Use the bread after finishing the pasta to clean the plate.
I had a waiter collecting my plate, say, in mock surprise, “oh great, the dish doesn’t need to be washed!”
Wonder bread? Never heard of that.
That is white bread (pan de payés or pan rústico) from Spain:
That is white bread (pain de campagne) from France:
Italian white home made white bread (pane rustico):
https://www.agrodolce.it/app/uploads/2014/03/still-life.jpg
I could go on: foccacia, ciabatta, Semmeln, Schrippen, baguette, excellent white breads when well made. Only English white bread made with the Chorleywood method is offensive. I guess that is what Wonder Bread means.

“oh great, the dish doesn’t need to be washed!”
You did right. I hope the waiter transmitted your compliments to the chef.

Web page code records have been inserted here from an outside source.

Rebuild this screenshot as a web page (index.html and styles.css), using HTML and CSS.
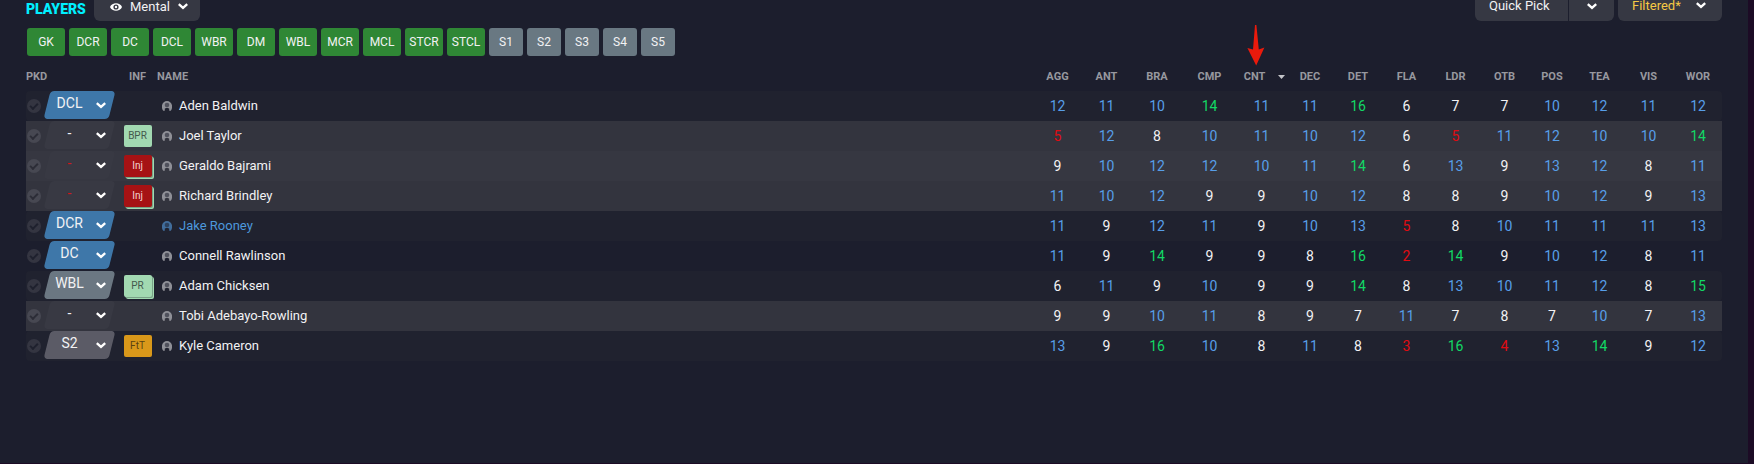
FILE: index.html
```html
<!DOCTYPE html>
<html lang="en">
<head>
    <meta charset="UTF-8">
    <meta name="viewport" content="width=device-width, initial-scale=1.0">
    <title>Players</title>
    <link rel="stylesheet" href="styles.css">
</head>
<body>
<svg class="sprite" aria-hidden="true">
    <symbol id="chevron" viewBox="0 0 10 7">
        <path d="M0.8 1.2 L5 4.8 L9.2 1.2" fill="none" stroke="#fff" stroke-width="2.4"/>
    </symbol>
    <symbol id="person" viewBox="0 0 10 10">
        <path d="M1.2 9.8 C-2 5 1 0 5 0 C9 0 12 5 8.8 9.8 L7.2 9.8 V7.6 L5 6.8 L2.8 7.6 V9.8 Z" fill="currentColor"/>
        <circle cx="5" cy="4" r="2.3" fill="#1c1e2c" opacity="0.55"/>
    </symbol>
</svg>
<main class="panel">
    <header class="toolbar">
        <h1>PLAYERS</h1>
        <button class="btn view" type="button">
            <svg class="eye" viewBox="0 0 12 8"><path d="M0 4 C2 -1 10 -1 12 4 C10 9 2 9 0 4 Z" fill="#fff"/><circle cx="6" cy="4" r="2.6" fill="#363843"/><circle cx="6" cy="4" r="1.2" fill="#fff"/></svg>
            Mental
            <svg class="chevron"><use href="#chevron"/></svg>
        </button>
        <div class="actions">
            <div class="split">
                <button class="btn quick" type="button">Quick Pick</button>
                <button class="btn more" type="button" aria-label="Quick pick options"><svg class="chevron"><use href="#chevron"/></svg></button>
            </div>
            <button class="btn filter" type="button">Filtered* <svg class="chevron"><use href="#chevron"/></svg></button>
        </div>
    </header>

    <div class="positions">
        <button class="pos" type="button">GK</button>
        <button class="pos" type="button">DCR</button>
        <button class="pos" type="button">DC</button>
        <button class="pos" type="button">DCL</button>
        <button class="pos" type="button">WBR</button>
        <button class="pos" type="button">DM</button>
        <button class="pos" type="button">WBL</button>
        <button class="pos" type="button">MCR</button>
        <button class="pos" type="button">MCL</button>
        <button class="pos" type="button">STCR</button>
        <button class="pos" type="button">STCL</button>
        <button class="pos sub" type="button">S1</button>
        <button class="pos sub" type="button">S2</button>
        <button class="pos sub" type="button">S3</button>
        <button class="pos sub" type="button">S4</button>
        <button class="pos sub" type="button">S5</button>
    </div>

    <table>
        <colgroup>
            <col class="c-pkd"><col class="c-inf"><col>
            <col class="c-49"><col class="c-49"><col class="c-52"><col class="c-53"><col class="c-51"><col class="c-46"><col class="c-50">
            <col class="c-47"><col class="c-51"><col class="c-47"><col class="c-48"><col class="c-47"><col class="c-51"><col class="c-48">
        </colgroup>
        <thead>
        <tr>
            <th class="left">PKD</th>
            <th>INF</th>
            <th class="left name">NAME</th>
            <th>AGG</th><th>ANT</th><th>BRA</th><th>CMP</th>
            <th class="sorted">CNT<svg class="sort" viewBox="0 0 7 4"><path d="M0 0 H7 L3.5 4 Z" fill="#c4c5c9"/></svg><svg class="pointer" viewBox="0 0 18 41"><path d="M8 0 H9.4 L11.8 24.5 L17.4 22.4 L9.2 40.5 L0.4 22.9 L6 24.5 Z" fill="#ea1a0c"/></svg></th>
            <th>DEC</th><th>DET</th><th>FLA</th><th>LDR</th><th>OTB</th><th>POS</th><th>TEA</th><th>VIS</th><th>WOR</th>
        </tr>
        </thead>
        <tbody>
        <tr class="odd">
            <td><div class="pick"><input type="checkbox" checked aria-label="Pick Aden Baldwin"><span class="slot blue"><select aria-label="Position of Aden Baldwin"><option>DCL</option></select><svg class="chevron"><use href="#chevron"/></svg></span></div></td>
            <td></td>
            <td class="name"><div class="player"><svg class="person"><use href="#person"/></svg>Aden Baldwin</div></td>
            <td class="mid">12</td><td class="mid">11</td><td class="mid">10</td><td class="high">14</td><td class="mid">11</td><td class="mid">11</td><td class="high">16</td>
            <td>6</td><td>7</td><td>7</td><td class="mid">10</td><td class="mid">12</td><td class="mid">11</td><td class="mid">12</td>
        </tr>
        <tr class="out">
            <td><div class="pick"><input type="checkbox" checked aria-label="Pick Joel Taylor"><span class="slot"><select aria-label="Position of Joel Taylor"><option>-</option></select><svg class="chevron"><use href="#chevron"/></svg></span></div></td>
            <td><span class="badge green">BPR</span></td>
            <td class="name"><div class="player"><svg class="person"><use href="#person"/></svg>Joel Taylor</div></td>
            <td class="low">5</td><td class="mid">12</td><td>8</td><td class="mid">10</td><td class="mid">11</td><td class="mid">10</td><td class="mid">12</td>
            <td>6</td><td class="low">5</td><td class="mid">11</td><td class="mid">12</td><td class="mid">10</td><td class="mid">10</td><td class="high">14</td>
        </tr>
        <tr class="out odd">
            <td><div class="pick"><input type="checkbox" checked aria-label="Pick Geraldo Bajrami"><span class="slot injured"><select aria-label="Position of Geraldo Bajrami"><option>-</option></select><svg class="chevron"><use href="#chevron"/></svg></span></div></td>
            <td><span class="badge red stacked">Inj</span></td>
            <td class="name"><div class="player"><svg class="person"><use href="#person"/></svg>Geraldo Bajrami</div></td>
            <td>9</td><td class="mid">10</td><td class="mid">12</td><td class="mid">12</td><td class="mid">10</td><td class="mid">11</td><td class="high">14</td>
            <td>6</td><td class="mid">13</td><td>9</td><td class="mid">13</td><td class="mid">12</td><td>8</td><td class="mid">11</td>
        </tr>
        <tr class="out">
            <td><div class="pick"><input type="checkbox" checked aria-label="Pick Richard Brindley"><span class="slot injured"><select aria-label="Position of Richard Brindley"><option>-</option></select><svg class="chevron"><use href="#chevron"/></svg></span></div></td>
            <td><span class="badge red stacked">Inj</span></td>
            <td class="name"><div class="player"><svg class="person"><use href="#person"/></svg>Richard Brindley</div></td>
            <td class="mid">11</td><td class="mid">10</td><td class="mid">12</td><td>9</td><td>9</td><td class="mid">10</td><td class="mid">12</td>
            <td>8</td><td>8</td><td>9</td><td class="mid">10</td><td class="mid">12</td><td>9</td><td class="mid">13</td>
        </tr>
        <tr class="odd">
            <td><div class="pick"><input type="checkbox" checked aria-label="Pick Jake Rooney"><span class="slot blue"><select aria-label="Position of Jake Rooney"><option>DCR</option></select><svg class="chevron"><use href="#chevron"/></svg></span></div></td>
            <td></td>
            <td class="name"><div class="player loan"><svg class="person"><use href="#person"/></svg>Jake Rooney</div></td>
            <td class="mid">11</td><td>9</td><td class="mid">12</td><td class="mid">11</td><td>9</td><td class="mid">10</td><td class="mid">13</td>
            <td class="low">5</td><td>8</td><td class="mid">10</td><td class="mid">11</td><td class="mid">11</td><td class="mid">11</td><td class="mid">13</td>
        </tr>
        <tr>
            <td><div class="pick"><input type="checkbox" checked aria-label="Pick Connell Rawlinson"><span class="slot blue"><select aria-label="Position of Connell Rawlinson"><option>DC</option></select><svg class="chevron"><use href="#chevron"/></svg></span></div></td>
            <td></td>
            <td class="name"><div class="player"><svg class="person"><use href="#person"/></svg>Connell Rawlinson</div></td>
            <td class="mid">11</td><td>9</td><td class="high">14</td><td>9</td><td>9</td><td>8</td><td class="high">16</td>
            <td class="low">2</td><td class="high">14</td><td>9</td><td class="mid">10</td><td class="mid">12</td><td>8</td><td class="mid">11</td>
        </tr>
        <tr class="odd">
            <td><div class="pick"><input type="checkbox" checked aria-label="Pick Adam Chicksen"><span class="slot steel"><select aria-label="Position of Adam Chicksen"><option>WBL</option></select><svg class="chevron"><use href="#chevron"/></svg></span></div></td>
            <td><span class="badge green stacked">PR</span></td>
            <td class="name"><div class="player"><svg class="person"><use href="#person"/></svg>Adam Chicksen</div></td>
            <td>6</td><td class="mid">11</td><td>9</td><td class="mid">10</td><td>9</td><td>9</td><td class="high">14</td>
            <td>8</td><td class="mid">13</td><td class="mid">10</td><td class="mid">11</td><td class="mid">12</td><td>8</td><td class="high">15</td>
        </tr>
        <tr class="out">
            <td><div class="pick"><input type="checkbox" checked aria-label="Pick Tobi Adebayo-Rowling"><span class="slot"><select aria-label="Position of Tobi Adebayo-Rowling"><option>-</option></select><svg class="chevron"><use href="#chevron"/></svg></span></div></td>
            <td></td>
            <td class="name"><div class="player"><svg class="person"><use href="#person"/></svg>Tobi Adebayo-Rowling</div></td>
            <td>9</td><td>9</td><td class="mid">10</td><td class="mid">11</td><td>8</td><td>9</td><td>7</td>
            <td class="mid">11</td><td>7</td><td>8</td><td>7</td><td class="mid">10</td><td>7</td><td class="mid">13</td>
        </tr>
        <tr class="odd">
            <td><div class="pick"><input type="checkbox" checked aria-label="Pick Kyle Cameron"><span class="slot grey"><select aria-label="Position of Kyle Cameron"><option>S2</option></select><svg class="chevron"><use href="#chevron"/></svg></span></div></td>
            <td><span class="badge amber">FtT</span></td>
            <td class="name"><div class="player"><svg class="person"><use href="#person"/></svg>Kyle Cameron</div></td>
            <td class="mid">13</td><td>9</td><td class="high">16</td><td class="mid">10</td><td>8</td><td class="mid">11</td><td>8</td>
            <td class="low">3</td><td class="high">16</td><td class="low">4</td><td class="mid">13</td><td class="high">14</td><td>9</td><td class="mid">12</td>
        </tr>
        </tbody>
    </table>
</main>
</body>
</html>
```

FILE: styles.css
```css
* {
    box-sizing: border-box;
}

body {
    margin: 0;
    min-height: 100vh;
    display: flex;
    padding: 0 6px 1px 0;
    background-color: #1c0b25;
    color: #f2f2f4;
    font-family: Roboto, "Liberation Sans", sans-serif;
    font-size: 14px;
}

button, select {
    font: inherit;
    color: inherit;
    border: 0;
    padding: 0;
}

.sprite {
    position: absolute;
    width: 0;
    height: 0;
}

.panel {
    flex: 1;
    min-width: 0;
    padding: 0 26px;
    background-color: #1c1e2d;
}

/* top bar */
.toolbar {
    display: flex;
    align-items: flex-start;
    height: 28px;
}

h1 {
    margin: 0;
    width: 68px;
    font-size: 14px;
    line-height: 18px;
    font-weight: 900;
    color: #00eeff;
}

.btn {
    display: flex;
    align-items: center;
    height: 21px;
    padding-bottom: 8px;
    background-color: #363843;
    border-radius: 0 0 6px 6px;
}

.view {
    padding-left: 16px;
    width: 106px;
    font-size: 13px;
    gap: 8px;
}

.eye {
    width: 12px;
    height: 8px;
}

.chevron {
    width: 10px;
    height: 7px;
}

.actions {
    display: flex;
    gap: 4px;
    margin-left: auto;
}

.split {
    display: flex;
    gap: 1px;
}

.quick {
    width: 93px;
    padding-left: 14px;
    padding-bottom: 11px;
    font-size: 13px;
    border-radius: 0 0 0 6px;
}

.more {
    width: 45px;
    justify-content: center;
    border-radius: 0 0 6px 0;
}

.filter {
    width: 104px;
    padding: 0 16px 10px 14px;
    justify-content: space-between;
    font-size: 13px;
    color: #f5c945;
}

/* position filters */
.positions {
    display: flex;
    gap: 4px;
    padding-left: 1px;
}

.pos {
    width: 38px;
    height: 28px;
    border-radius: 3px;
    background-color: #2f8735;
    font-size: 12px;
    text-align: center;
}

.pos.sub {
    width: 34px;
    background-color: #697882;
}

/* squad table */
table {
    width: 100%;
    table-layout: fixed;
    border-collapse: separate;
    border-spacing: 0;
    margin-top: 6px;
}

.c-pkd { width: 95px; }
.c-inf { width: 33px; }
.c-46 { width: 46px; }
.c-47 { width: 47px; }
.c-48 { width: 48px; }
.c-49 { width: 49px; }
.c-50 { width: 50px; }
.c-51 { width: 51px; }
.c-52 { width: 52px; }
.c-53 { width: 53px; }

th {
    height: 29px;
    padding: 0;
    font-size: 11px;
    font-weight: bold;
    color: #97989f;
    text-align: center;
}

td {
    height: 30px;
    padding: 0 0 1px;
    text-align: center;
}

th.left, td.name {
    text-align: left;
}

th.name {
    padding-left: 3px;
}

.sorted {
    position: relative;
    padding-right: 14px;
}

.sort {
    position: absolute;
    left: 42px;
    top: 13px;
    width: 7px;
    height: 4px;
}

.pointer {
    position: absolute;
    left: 11px;
    top: -37px;
    width: 18px;
    height: 41px;
}

.odd td {
    background-color: #20222f;
}

.out td {
    background-color: #33343e;
}

.out.odd td {
    background-color: #363741;
}

.odd td:first-child {
    border-radius: 4px 0 0 4px;
}

.odd td:last-child {
    border-radius: 0 4px 4px 0;
}

.out td:first-child, .out td:last-child {
    border-radius: 0;
}

.mid { color: #579ee8; }
.high { color: #12d865; }
.low { color: #e00b12; }

.pick {
    display: flex;
    align-items: flex-start;
    gap: 3px;
    height: 29px;
    padding-left: 1px;
}

.pick input {
    appearance: none;
    display: flex;
    justify-content: center;
    margin: 8px 0 0;
    width: 14px;
    height: 14px;
    border-radius: 50%;
    background-color: #343541;
}

.pick input::after {
    content: "";
    box-sizing: border-box;
    width: 8px;
    height: 5px;
    margin-top: 4px;
    border-left: 2px solid #1f212e;
    border-bottom: 2px solid #1f212e;
    transform: rotate(-45deg);
}

.out .pick input {
    background-color: #474852;
}

.out .pick input::after {
    border-color: #2c2d37;
}

.slot {
    position: relative;
    display: flex;
    width: 71px;
    height: 28px;
}

.slot::before {
    content: "";
    position: absolute;
    inset: 0 3px;
    border-radius: 4px;
    background-color: #383943;
    transform: skewX(-14deg);
}

.slot.blue::before { background-color: #3e77a9; }
.slot.steel::before { background-color: #6b7782; }
.slot.grey::before { background-color: #5b5b66; }

.slot select {
    position: relative;
    appearance: none;
    width: 100%;
    padding: 0 20px 4px 0;
    background: none;
    text-align-last: center;
}

.slot.injured select {
    color: #d4161a;
}

.slot .chevron {
    position: absolute;
    right: 9px;
    top: 11px;
    pointer-events: none;
}

.badge {
    display: inline-block;
    width: 28px;
    height: 22px;
    line-height: 22px;
    border-radius: 2px;
    font-size: 10px;
    vertical-align: middle;
}

.badge.green { background-color: #a2d9b1; color: #44584c; }
.badge.red { background-color: #a61214; color: #f0d5d5; }
.badge.amber { background-color: #d9981a; color: #5a4213; }

.badge.stacked {
    box-shadow: 1px 1px 0 #79a387, 2px 2px 0 #a2d9b1;
}

.player {
    display: flex;
    align-items: center;
    gap: 7px;
    padding-left: 8px;
    font-size: 13px;
}

.person {
    width: 10px;
    height: 10px;
    color: #8f9097;
}

.loan { color: #4d98dc; }
.loan .person { color: #416d9c; }
```
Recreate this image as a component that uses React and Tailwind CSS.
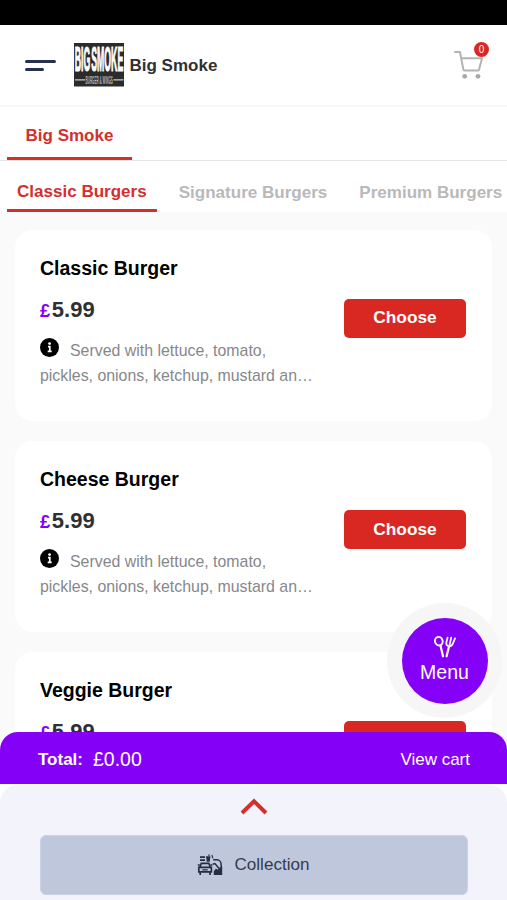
import { useState } from "react";

const categories = ["Classic Burgers", "Signature Burgers", "Premium Burgers"];

const items = [
  { id: 1, name: "Classic Burger", price: "5.99" },
  { id: 2, name: "Cheese Burger", price: "5.99" },
  { id: 3, name: "Veggie Burger", price: "5.99" },
];

function Logo() {
  return (
    <svg width="50" height="44" viewBox="0 0 50 44" className="shrink-0 overflow-visible">
      <rect width="50" height="43.5" fill="#2b2b2b" />
      <g fontFamily="Liberation Sans, sans-serif" fontWeight="700">
        <text
          transform="translate(0.7 28) scale(0.33 1.37)"
          fontSize="26"
          fill="#fff"
          stroke="#fff"
          strokeWidth="0.9"
          textLength="147"
          lengthAdjust="spacingAndGlyphs"
          wordSpacing="-4"
        >
          BIG SMOKE
        </text>
        <text
          transform="translate(11.5 40.7) scale(0.3 1)"
          fontSize="11"
          fill="#b5b5b5"
          textLength="91"
          lengthAdjust="spacingAndGlyphs"
        >
          BURGER &amp; WINGS
        </text>
      </g>
      <path d="M1 36.8h10M39.5 36.8h10" stroke="#ccc" strokeWidth="1.2" />
    </svg>
  );
}

function CartIcon() {
  return (
    <svg width="32" height="32" viewBox="0 0 32 32" fill="none">
      <path
        d="M2 3h5l3.4 17.6q.2.9 1.1.9h13.4q.9 0 1.2-.9L29 9.2H8.2"
        stroke="#b3b3b3"
        strokeWidth="2"
        strokeLinejoin="round"
        strokeLinecap="round"
      />
      <circle cx="11.7" cy="27.3" r="2.4" fill="#a9a9a9" />
      <circle cx="25" cy="27.3" r="2.4" fill="#a9a9a9" />
    </svg>
  );
}

function InfoIcon() {
  return (
    <svg width="19" height="19" viewBox="0 0 19 19" className="mr-[11px] inline-block align-[-1px]">
      <circle cx="9.5" cy="9.5" r="9.5" fill="#000" />
      <circle cx="9.6" cy="5.6" r="1.4" fill="#fff" />
      <path d="M8 8.6h1.8v4.8M7.7 13.3h4" stroke="#fff" strokeWidth="1.7" fill="none" />
    </svg>
  );
}

function SpoonForkIcon() {
  return (
    <svg width="22" height="22" viewBox="0 0 22 22" fill="none" stroke="#fff" strokeWidth="1.6" strokeLinecap="round">
      <ellipse cx="4.8" cy="5.2" rx="3.8" ry="4.3" strokeWidth="1.9" transform="rotate(-20 4.8 5.2)" />
      <path d="M6.5 9.6 9 20.3" strokeWidth="2.2" />
      <path d="M13.6 1.6 12.4 6.2c-.5 2.3.7 3.7 2.5 4 2 .3 3.3-.8 4-2.7L21 2.4" strokeWidth="1.8" />
      <path d="M17.2 1.6 15.6 8.8" strokeWidth="1.8" />
      <path d="M15 10.5 12.6 20.3" strokeWidth="2.2" />
    </svg>
  );
}

function CollectionIcon() {
  return (
    <svg width="26" height="22" viewBox="0 0 26 22" fill="none" stroke="#252d42" strokeWidth="1.7">
      <path d="M3 3.2h5M3 6.2h5" strokeWidth="1.8" />
      <path d="M9 2.2h4.4l-.7 5.6h-2.9z" fill="#252d42" stroke="none" />
      <path d="M12 2V.3M14.8 1l1.2 3.4" strokeWidth="1.1" />
      <path d="m3 13 1.3-3.7h7.5L13.3 13M1.8 13.3h12.6v4.5H1.8zM3.2 18v3M13 18v3" />
      <path d="M.8 11h2M13.4 11h2M5.3 15.8h5.4" strokeWidth="1.3" />
      <path d="M16.2 5.8h3.7c2.7 0 4.3 2.4 4.3 5.2v9M15.7 10.2l2.2-.7 4 4.7" strokeWidth="1.5" />
      <path d="M16.8 21v-3.8l2.2-2.6 1.6 1.2 2-2.4 2.6-.6V21z" fill="#252d42" stroke="none" />
    </svg>
  );
}

function ItemCard({ item }) {
  return (
    <div className="flex h-[191px] shrink-0 rounded-[18px] bg-white pl-[25px] pr-[26px]">
      <div className="w-[285px] pt-[25px]">
        <h2 className="text-[19.5px] leading-[26px] font-bold text-black">{item.name}</h2>
        <p className="mt-[14px] text-[22px] leading-[30px] font-bold text-[#303033]">
          <span className="mr-[1.5px] text-[18.5px] text-[#8500f7]">£</span>
          {item.price}
        </p>
        <p className="mt-[12px] text-[15.9px] leading-[25px] text-[#87878b]">
          <InfoIcon />
          Served with lettuce, tomato,
          <br />
          pickles, onions, ketchup, mustard an…
        </p>
      </div>
      <button className="mt-[69px] ml-auto h-[39px] w-[122px] rounded-[5px] bg-[#d92822] text-[17.3px] font-bold text-white">
        Choose
      </button>
    </div>
  );
}

export default function App() {
  const [active, setActive] = useState("Classic Burgers");

  return (
    <div className="relative flex h-[900px] w-[507px] flex-col overflow-hidden bg-white font-['Liberation_Sans',Arial,sans-serif]">
      <div className="h-[25px] shrink-0 bg-black" />

      <header className="flex h-[82px] shrink-0 items-center border-b-2 border-[#f7f7f7] pl-[25px] pr-[22px]">
        <div className="flex w-[49px] flex-col gap-[5px]">
          <span className="h-[3px] w-[31px] rounded-full bg-[#26314f]" />
          <span className="h-[3px] w-[19px] rounded-full bg-[#26314f]" />
        </div>
        <Logo />
        <h1 className="ml-[5.5px] pt-[2px] text-[17px] font-bold text-[#303033]">Big Smoke</h1>
        <div className="relative ml-auto">
          <CartIcon />
          <span className="absolute -top-[7px] left-[21px] flex size-[15px] items-center justify-center rounded-full bg-[#d92822] text-[10px] text-white">
            0
          </span>
        </div>
      </header>

      <nav className="flex h-[54px] shrink-0 border-b border-[#e4e4e4] pl-[7px]">
        <button className="h-[53px] w-[125px] border-b-[3px] border-[#d3302c] pt-[7px] text-[17px] font-bold text-[#d3302c]">
          Big Smoke
        </button>
      </nav>

      <nav className="flex h-[51px] shrink-0 gap-[12px] overflow-hidden pl-[7px]">
        {categories.map((category) => (
          <button
            key={category}
            onClick={() => setActive(category)}
            className={`shrink-0 border-b-[3px] px-[10px] text-[17.05px] font-bold whitespace-nowrap ${
              active === category
                ? "border-[#d3302c] pt-[13px] text-[#d3302c]"
                : "border-transparent pt-[15px] text-[#b9b9b9]"
            }`}
          >
            {category}
          </button>
        ))}
      </nav>

      <main className="flex min-h-0 flex-1 flex-col gap-[20.4px] overflow-hidden bg-[#fafafa] px-[15px] pt-[17.6px]">
        {items.map((item) => (
          <ItemCard key={item.id} item={item} />
        ))}
      </main>

      {/* Floating menu button */}
      <div className="absolute top-[603px] left-[387px] flex size-[115px] items-center justify-center rounded-full bg-[#f6f6f6]">
        <button className="flex size-[86px] flex-col items-center rounded-full bg-[#8500f7] pt-[18px] text-[19.5px] leading-[24px] text-white">
          <SpoonForkIcon />
          <span className="mt-[2px]">Menu</span>
        </button>
      </div>

      <footer className="relative -mt-[18px] shrink-0">
        <div className="flex h-[52px] items-center rounded-t-[18px] bg-[#8500f7] pt-[3px] pl-[38px] pr-[37px] text-white">
          <span className="text-[17px] font-bold">Total:</span>
          <span className="ml-[10px] text-[19.5px]">£0.00</span>
          <button className="ml-auto text-[17px]">View cart</button>
        </div>
        <div className="bg-white pt-[1px]">
          <div className="flex h-[115px] flex-col items-center rounded-t-[18px] bg-[#f2f3fb] pt-[13px]">
            <svg width="28" height="17" viewBox="0 0 28 17" fill="none" className="shrink-0">
              <path d="M2 15 14 3.2 26 15" stroke="#d3302c" strokeWidth="4" />
            </svg>
            <button className="mt-[20px] flex h-[60px] w-[428px] items-center justify-center gap-[11px] rounded-[6px] border border-[#ccd2e3] bg-[#bfc7dc] text-[17.1px] text-[#343b4c]">
              <CollectionIcon />
              Collection
            </button>
          </div>
        </div>
      </footer>
    </div>
  );
}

You spin the pasta in the spoon so it wraps around the fork properly.
I actually bought some special ‘pasta tongs/tweezers’ after watching mesmerised as several Italian chefs artfully twist pasta onto a plate for perfect presentation. Let’s just say it’s a work in progress.

Wonder bread? Never heard of that.
Then you are truly civilized! LOL
Wonder Bread is to bread like a box of those crappy colored chunks of sugar that kids like is to real cereal.

I hope the waiter transmitted your compliments to the chef.
Oh, yes! This was the kind of place where the chef stops out at your table as you are finishing your after dinner drink. I so love long, relaxed, leisurely, meals
Hang in there. If you are successful, we may adopt you into our Italian community.